The whole Nutmeg angle has lead to a new subdivision of Zippy readers: them that think they get it. After a series of strips set at O’Rourke’s Diner in Middletown, The Middletown Press bought Zippy only to find that the Pinhead quickly migrated to other picturesque and far-flung locales. In addition to ideas derived from his own travels, Griffith has shoeboxes stuffed with photographs of roadside curiosities that his loyal readers send him. The paper has since dropped the strip.

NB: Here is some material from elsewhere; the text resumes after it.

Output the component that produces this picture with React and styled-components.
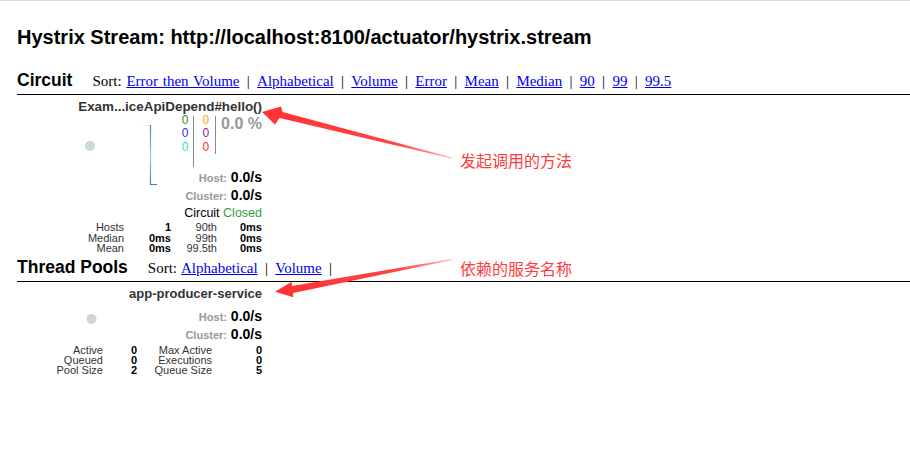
import React from "react";
import styled, { createGlobalStyle } from "styled-components";

const GlobalStyle = createGlobalStyle`
  html, body {
    margin: 0;
    padding: 0;
    background: #fff;
  }
  body {
    font-family: "Liberation Sans", Arial, sans-serif;
    color: #000;
  }
`;

const Page = styled.div`
  position: relative;
  width: 910px;
  height: 455px;
  box-sizing: border-box;
  border-top: 1px solid #dcdcdc;
  padding-left: 17px;
  overflow: hidden;
`;

const StreamTitle = styled.h1`
  margin: 24px 0 21px;
  font-size: 20px;
  line-height: 24px;
  font-weight: bold;
  white-space: nowrap;
`;

const SectionBar = styled.div`
  display: flex;
  align-items: baseline;
  margin-top: ${(p) => p.$top || 0}px;
  padding-bottom: 4px;
  border-bottom: 1px solid #000;
`;

const SectionName = styled.h2`
  margin: 0;
  font-size: 17.5px;
  line-height: 20px;
  font-weight: bold;
  white-space: nowrap;
`;

const SortMenu = styled.div`
  margin-left: 20px;
  font-family: "Liberation Serif", "Times New Roman", serif;
  font-size: 15px;
  word-spacing: 1px;
  white-space: nowrap;
`;

const SortLink = styled.a`
  color: #0000ee;
  text-decoration: underline;
  cursor: pointer;
`;

const Pipe = styled.span`
  padding: 0 7.3px;
  color: #000;
`;

const Monitor = styled.div`
  width: 245px;
`;

const MonitorName = styled.div`
  margin-top: 4px;
  text-align: right;
  font-size: ${(p) => p.$size}px;
  line-height: 15px;
  font-weight: bold;
  color: #333;
  white-space: nowrap;
`;

const MonitorBody = styled.div`
  display: flex;
  margin-top: ${(p) => p.$top || 0}px;
`;

const ChartArea = styled.svg`
  flex: none;
  display: block;
`;

const Stats = styled.div`
  flex: 1;
  text-align: right;
`;

const Counters = styled.div`
  display: flex;
  justify-content: flex-end;
  height: 55px;
`;

const CountCol = styled.div`
  font-size: 12px;
  line-height: 13.33px;
  padding: 0 ${(p) => p.$pr}px 0 ${(p) => p.$pl}px;
  text-align: right;
`;

const Count = styled.div`
  color: ${(p) => p.$color};
`;

const CountDivider = styled.div`
  width: 1px;
  height: ${(p) => p.$h}px;
  margin-top: 2px;
  background: #8a8a8a;
`;

const ErrorPct = styled.div`
  margin-left: 5px;
  font-size: 16px;
  line-height: 20px;
  font-weight: bold;
  color: #999;
  white-space: nowrap;
`;

const RateLine = styled.div`
  font-size: 14px;
  line-height: ${(p) => p.$lh}px;
  font-weight: bold;
  color: #000;
  white-space: nowrap;
`;

const RateLabel = styled.span`
  font-size: 11px;
  color: #999;
`;

const CircuitState = styled.div`
  font-size: 12.5px;
  line-height: 16px;
  color: #000;
  white-space: nowrap;
`;

const StateValue = styled.span`
  color: #3a9a3a;
`;

const StatsTable = styled.div`
  display: grid;
  grid-template-columns: ${(p) => p.$cols};
  margin-top: ${(p) => p.$top}px;
  font-size: 11px;
  line-height: ${(p) => p.$lh}px;
  text-align: right;
  white-space: nowrap;
`;

const StatLabel = styled.div`
  color: #333;
`;

const StatValue = styled.div`
  font-weight: bold;
  color: #000;
`;

const Overlay = styled.svg`
  position: absolute;
  left: 0;
  top: -1px;
  pointer-events: none;
`;

const Note = styled.div`
  position: absolute;
  left: ${(p) => p.$x}px;
  top: ${(p) => p.$y}px;
  font-family: "Noto Sans CJK SC", sans-serif;
  font-size: 16px;
  line-height: 16px;
  color: #ff3b3b;
  white-space: nowrap;
`;

const circuitSorts = ["Error then Volume", "Alphabetical", "Volume", "Error", "Mean", "Median", "90", "99", "99.5"];
const poolSorts = ["Alphabetical", "Volume"];

const circuitStats = [
  ["Hosts", "1", "90th", "0ms"],
  ["Median", "0ms", "99th", "0ms"],
  ["Mean", "0ms", "99.5th", "0ms"],
];

const poolStats = [
  ["Active", "0", "Max Active", "0"],
  ["Queued", "0", "Executions", "0"],
  ["Pool Size", "2", "Queue Size", "5"],
];

const Sorts = ({ items, trailing }) => (
  <SortMenu>
    Sort:{" "}
    {items.map((s, i) => (
      <React.Fragment key={s}>
        {i > 0 && <Pipe>|</Pipe>}
        <SortLink>{s}</SortLink>
      </React.Fragment>
    ))}
    {trailing && <Pipe>|</Pipe>}
  </SortMenu>
);

const StatRows = ({ rows, cols, lh, top }) => (
  <StatsTable $cols={cols} $lh={lh} $top={top}>
    {rows.map((r) => (
      <React.Fragment key={r[0]}>
        <StatLabel>{r[0]}</StatLabel>
        <StatValue>{r[1]}</StatValue>
        <StatLabel>{r[2]}</StatLabel>
        <StatValue>{r[3]}</StatValue>
      </React.Fragment>
    ))}
  </StatsTable>
);

export default function App() {
  return (
    <>
      <GlobalStyle />
      <Page>
        <StreamTitle>Hystrix Stream: http://localhost:8100/actuator/hystrix.stream</StreamTitle>

        <SectionBar>
          <SectionName>Circuit</SectionName>
          <Sorts items={circuitSorts} />
        </SectionBar>

        <Monitor>
          <MonitorName $size={13.4}>Exam...iceApiDepend#hello()</MonitorName>
          <MonitorBody>
            <ChartArea width="145" height="105" viewBox="0 0 145 105">
              <defs>
                <linearGradient id="axis" x1="0" y1="11" x2="0" y2="71" gradientUnits="userSpaceOnUse">
                  <stop offset="0" stopColor="#3f7fc4" />
                  <stop offset="0.5" stopColor="#a8c4e4" />
                  <stop offset="1" stopColor="#3f7fc4" />
                </linearGradient>
              </defs>
              <circle cx="73" cy="32" r="5" fill="#ccdacc" />
              <path d="M125 11.5 H133.5" stroke="#e4ecf4" strokeWidth="1" fill="none" />
              <path d="M133.5 11 V70.5 H140" stroke="url(#axis)" strokeWidth="1.2" fill="none" />
            </ChartArea>
            <Stats>
              <Counters>
                <CountCol $pl={0} $pr={5}>
                  <Count $color="#3c8c28">0</Count>
                  <Count $color="#3a2cf0">0</Count>
                  <Count $color="#3cd6c0">0</Count>
                </CountCol>
                <CountDivider $h={51} />
                <CountCol $pl={8} $pr={6}>
                  <Count $color="#ffa21a">0</Count>
                  <Count $color="#8a1a9a">0</Count>
                  <Count $color="#ff2a2a">0</Count>
                </CountCol>
                <CountDivider $h={38} />
                <ErrorPct>0.0 %</ErrorPct>
              </Counters>
              <RateLine $lh={17}>
                <RateLabel>Host:</RateLabel> 0.0/s
              </RateLine>
              <RateLine $lh={17}>
                <RateLabel>Cluster:</RateLabel> 0.0/s
              </RateLine>
              <CircuitState>
                Circuit <StateValue>Closed</StateValue>
              </CircuitState>
            </Stats>
          </MonitorBody>
          <StatRows rows={circuitStats} cols="107px 47px 46px 45px" lh={10.5} top={1} />
        </Monitor>

        <SectionBar $top={3}>
          <SectionName>Thread Pools</SectionName>
          <Sorts items={poolSorts} trailing />
        </SectionBar>

        <Monitor>
          <MonitorName $size={13}>app-producer-service</MonitorName>
          <MonitorBody $top={7.5}>
            <ChartArea width="145" height="33" viewBox="0 0 145 33">
              <circle cx="74.5" cy="11" r="5" fill="#ccdacc" />
            </ChartArea>
            <Stats>
              <RateLine $lh={16.5}>
                <RateLabel>Host:</RateLabel> 0.0/s
              </RateLine>
              <RateLine $lh={16.5}>
                <RateLabel>Cluster:</RateLabel> 0.0/s
              </RateLine>
            </Stats>
          </MonitorBody>
          <StatRows rows={poolStats} cols="86px 34px 75px 50px" lh={10.2} top={2} />
        </Monitor>

        <Overlay width="910" height="455" viewBox="0 0 910 455">
          <defs>
            <linearGradient id="arrowA" x1="262" y1="112" x2="452" y2="158" gradientUnits="userSpaceOnUse">
              <stop offset="0" stopColor="#ff3232" />
              <stop offset="0.7" stopColor="#ff4444" />
              <stop offset="1" stopColor="#ffb4b4" />
            </linearGradient>
            <linearGradient id="arrowB" x1="275" y1="292" x2="452" y2="259" gradientUnits="userSpaceOnUse">
              <stop offset="0" stopColor="#ff3232" />
              <stop offset="0.7" stopColor="#ff4444" />
              <stop offset="1" stopColor="#ffb4b4" />
            </linearGradient>
          </defs>
          <polygon
            points="262,112 281,106.5 282.5,112 452,157.6 451.5,158.6 279.5,118 275,124.5"
            fill="url(#arrowA)"
          />
          <polygon
            points="275,291.7 291.7,281.7 291.9,286.1 451.7,258.9 452,259.9 293.1,292.9 293.3,297.3"
            fill="url(#arrowB)"
          />
        </Overlay>
        <Note $x={460} $y={151}>发起调用的方法</Note>
        <Note $x={460} $y={259}>依赖的服务名称</Note>
      </Page>
    </>
  );
}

Fellow artist Jonathan Buller is among those who get Zippy. “It’s not a joke like you’ll see in Blondie. It’s a kind of wit that has a purpose. It’s never just scrambled eggs. Once in a while I don’t get a particular reference, but Zippy is completely comprehensible to me.” He refers to a recent strip where Zippy and a fallen roadside commercial mannequin are lying on their backs singing TV theme songs. Zippy is belting out the upbeat lyrics from the Patty Duke Show and his inanimate playmate is crooning the Sopranos’ dark requiem. “These two lunatics are on their backs singing TV theme songs,” says Buller. “I find that kind of funny. It’s not a joke that you’re going to be slapping your knee over.”